Le cœur du gameplay repose sur deux piliers : diriger le faisceau pour faire pousser des plantes, dégager des passages et effaroucher les nuisibles ; puis envoyer Brindille déplacer des objets ou activer des interrupteurs. Rien de démesuré — les énigmes se veulent accessibles. Même quand surgit une mécanique de « saut temporel » — on bascule d’une époque à l’autre via des switches pour franchir un obstacle —, les solutions restent familières. Légère déception, certes, mais la magie du monde ne s’en trouve pas ternie. Version verre à moitié plein : Keeper est parfait à partager avec un enfant ou un jeune ado — un univers somptueux jamais entravé par une progression cryptique ou sur-conçue.

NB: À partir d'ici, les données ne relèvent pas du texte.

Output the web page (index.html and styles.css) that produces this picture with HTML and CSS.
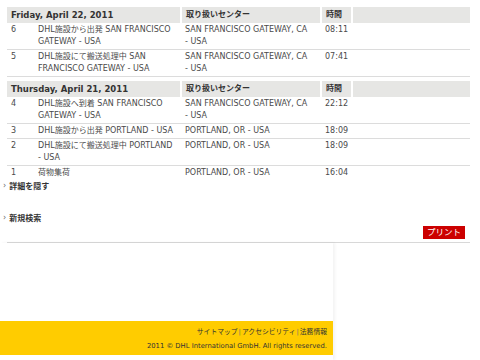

-Herpai Gergely BadSector-
Pro :
+ Direction artistique ultra cohérente et univers visuel mémorable
+ Pari audacieux réussi : faire d’un phare un « personnage » attachant
+ Bande-son souple et bien calée (de l’ambient au rock, avec des détours expérimentaux)
+ Récit environnemental subtil et lore alimenté avec intelligence par les achievements
Contre :
– Sensation de brièveté ; on en aurait volontiers repris 2 à 3 heures
– Énigmes très simples ; la progression oppose peu de résistance
– Viser 60 i/s suppose quasiment le DLSS (ou un upscaler équivalent)
Développeur : Double Fine Productions
Éditeur : Xbox Game Studios
Genre : Aventure, puzzle (à la troisième personne, atmosphérique)
Date de sortie : 17 octobre 2025
Keeper
Jouabilité - 8.8
Graphismes - 9.2
Histoire - 8.2
Musique/Audio - 8.4
Ambiance - 9
8.7
EXCELLENT
Keeper condense en un format court un voyage visuel et émotionnel d’une belle intensité, concentré des qualités de Double Fine. Malgré des casse-têtes très indulgents et la coquetterie technique d’exiger le DLSS pour un 60 i/s soyeux, le duo phare-oiseau reste inoubliable et le monde, hypnotique. Si vous privilégiez l’atmosphère et la vision artistique à la « pure » difficulté, cette aventure délicieusement atypique est un rendez-vous à ne pas manquer.